As Flater and Nicoletti watched the interview, they immediately saw something that is very unusual for a man coming to the realization that his wife and two girls are gone.

“He’s so into himself,” Lottie Flater said. “This is all about him. This is a scenario that he has built up, that he has the right to do this.”

She was referring to the cold and calculated way Watts made statements like this to our reporter: “I mean, my kids are my life. I mean, those smiles are my life...Please bring her back. I need to see everybody.”

“We can’t see the whole body but it looks like he’s holding his arms together," Nicoletti said. "That’s kind of keeping it together and he’s trying to maintain control. We call that staging.”

Chris Watts’ lies and ever-evolving story give both Flater and Nicoletti a very clear picture of who he is and why he saw murder as the best way to get what he wants.

They also believe Watts’ decision to give our reporter, Tomas Hoppough, that impromptu interview on his front porch was a textbook attempt to show homicide detectives that he was just a regular guy trying to help find his family.

Which leads us into the interrogation room at the Weld County Sheriff’s office and the unraveling of a killer’s account.

Detectives spent hours trying to get Watts to confess to his crimes. His demeanor never changed. He repeated that he wanted Shanann and the girls to come home. Detectives kept telling Watts he knows that’s not going to happen.

“You hear the desperation in his voice. He knows he’s starting to get pinned,” Flater said.

“If you had remorse and grief about killing your kids,” Nicoletti added, “that would be very intense for you. He’s looking at it as a cognitive exercise.”

Even when detectives showed Watts several family pictures, there was no emotional response.

“No tears when he’s talking about killing the girls. No tears. The only times we saw tears is when they were talking about what’s going to happen to him. That’s pretty… that’s very, very significant.”

But Watts had one more trick up his sleeve in a desperate attempt to stay in control. His story changed dramatically. Now, instead on simply not knowing what happened to his wife and the two girls, he explained to his own father and detectives in the room that Shanann killed the girls after she discovered Chris wanted a divorce. In turn, he killed Shanann in a fit of rage over her actions. Once again, no one was buying the story.

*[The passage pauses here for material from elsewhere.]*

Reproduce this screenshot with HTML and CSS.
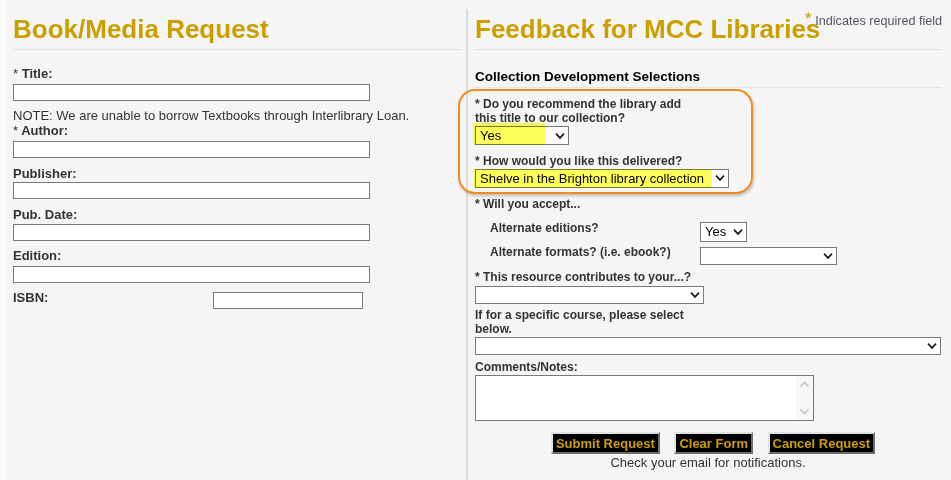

“Well it’s desperation,” Flater explained. “I’m getting caught so I gotta come up with something. She killed the kids. I freaked out.”

And Watts showed his first sign of emotion.

“OK, it's up. He’s caught and that reality is setting in,” Flater said. “That is why he’s crying...because he’s caught. This is the first time you see emotion. You didn’t see emotion when his family was killed.”

And then there’s the chill Watts put on the room after his confession. Following his confession, Watts was offered lunch.

“When people have trauma, when they lose somebody, they lose their appetite,” Nicoletti explained. “Yeah, I’ll have a pizza. I don’t care what kind.

Flater was equally surprised by Watts’ shamelessness. “He just explained how he stuffed his children into a tank of oil and water at their burial place. Yeah, I’ll have pizza. That is one evil man.”

As for the public reaction to the Watts murders, both Flatter and Nicoletti agreed that obsessing over the crime is unhealthy. Nicoletti believes the questions about motive and possible mental illness will never be fully answered.

“If people obsess about this case, they’re going to become paranoid and they’re going to think, 'Oh my God, my next-door neighbor just took a family picture.' Yeah, I mean the paranoia just kind of grows like, 'I can’t trust anybody.'”

Which brings us to perhaps the most frightening question of all — are all of us capable of this kind of evil, this kind of violence?

“If you’re asking that, you probably aren’t. If you’re asking that, you probably have some kind of conscience,” Flater said.

As for Christopher Watts, he is now serving three life sentences without the possibility of parole at a state prison in Wisconsin.